Following the highly awaited opening of the Elizabeth line, London Property Alliance has published a research paper, The Crossrail Effect: How the Elizabeth Line is transforming the capital.
The report explores the multi-faceted impact of the Elizabeth line on central London’s built environment and economy, revealing the vital role played by the project in driving economic and social prosperity across the capital and beyond.
The report has been authored by Knight Frank and produced with supporting case studies and contributions from, British Land, Central District Alliance BID, Derwent London, GPE, Hatton Garden BID, Helical, Landsec and Shaftesbury Capital, among others.

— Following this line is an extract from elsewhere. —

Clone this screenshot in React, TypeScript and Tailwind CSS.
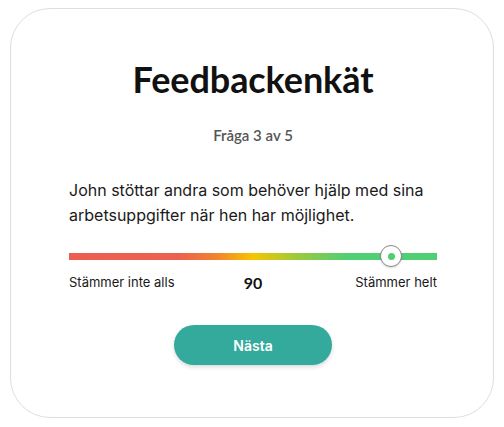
import React, { useState } from "react";

const Feedback = () => {
  const [value, setValue] = useState<number>(90);
  // thumb is 22px wide, so it travels within the track minus its own width
  const thumbLeft = `calc(${value / 100} * (100% - 22px))`;

  return (
    <div className="min-h-[427px] bg-white pt-2 pl-[10px] pr-[10px]">
      <div className="w-[484px] h-[410px] rounded-[40px] border border-[#dedede] bg-white pl-[58px] pr-[56px] pt-[48px] flex flex-col">
        <h1 className="text-center text-[36px] leading-[44px] font-bold tracking-[-0.1px] text-[#111] [font-family:Lato,'Noto_Sans',sans-serif]">
          Feedbackenkät
        </h1>
        <p className="mt-[24px] text-center text-[15px] leading-[20px] font-semibold text-[#555] [font-family:Lato,sans-serif]">
          Fråga 3 av 5
        </p>

        <p className="mt-[33px] text-[16px] leading-[25px] text-[#1a1a1a] [font-family:Inter,sans-serif]">
          John stöttar andra som behöver hjälp med sina arbetsuppgifter när hen har möjlighet.
        </p>

        <div className="relative mt-[17px] h-[22px] flex items-center">
          <div className="h-[7px] w-full bg-[linear-gradient(to_right,#ec5d52_0%,#ec6250_30%,#f2822f_40%,#f7c500_50%,#9cca3c_62%,#52cf72_75%,#4fcf74_100%)]" />
          <div
            className="absolute top-0 w-[22px] h-[22px] rounded-full bg-white border border-[#8a8a8a] shadow-[0_1px_2px_rgba(0,0,0,0.15)] flex items-center justify-center cursor-pointer"
            style={{ left: thumbLeft }}
            onClick={() => setValue(value)}
          >
            <div className="w-[7px] h-[7px] rounded-full bg-[#4fcf74]" />
          </div>
        </div>

        <div className="mt-[4px] flex items-center justify-between [font-family:Inter,sans-serif]">
          <span className="w-[120px] text-[13px] text-[#1a1a1a]">Stämmer inte alls</span>
          <span className="text-[16px] font-bold text-[#111] [font-family:Lato,sans-serif]">{value}</span>
          <span className="w-[120px] text-right text-[13px] text-[#1a1a1a]">Stämmer helt</span>
        </div>

        <div className="mt-[30px] flex justify-center">
          <button
            type="button"
            className="w-[158px] h-[40px] rounded-full bg-[#33aa9b] text-white text-[14px] font-semibold shadow-[0_2px_4px_rgba(0,0,0,0.15)] [font-family:Inter,sans-serif]"
          >
            Nästa
          </button>
        </div>
      </div>
    </div>
  );
};

export default function App() {
  return <Feedback />;
}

Some key takeaways include:
- Office sub-markets close to Elizabeth line stations are outperforming on pre-let transactions
- The Elizabeth line has sparked almost 200,000 new office jobs and the opening of 171 hotels, 2,666 new food and beverage outlets and 12 museums
- 51% of central London office take up in 2023 has been within a 10-minute walk of Elizabeth line stations
- Since opening, the five-day weekly average for office occupancy levels has risen by 11 percentage points
Some key recommendations include:
- Greater levels of redevelopment – In future projects, encouraging greater levels of office redevelopment around stations is essential to capitalise on anticipated demand levels
- Ensure consistency in planning to deliver net zero buildings – faster – the report demonstrates the appeal of sustainable, best in class office space. To deliver the office space that will attract businesses and talent, we need to take a Retrofit First, Not Retrofit Only approach to development
- Long term planning is essential – Good transport infrastructure drives associated agglomeration benefits that flow to the wider economy. Long-term planning of transport infrastructure that improves connectivity between and within UK cities should therefore be prioritised. The Government needs to accelerate the full delivery of HS2 including its Euston terminus
- Leadership and cross-party working and support necessary to drive projects forward – Schemes of such regional and national importance would benefit if they were part of a National Transport Strategy, complementing the work of the National Infrastructure Commission overseen by a cross-party strategic infrastructure group to drive them forward through election cycles
- Consider innovative funding models – Examples such as Tax Incremental Financing and a fair and targeted property tax, could help pay for much-needed future infrastructure.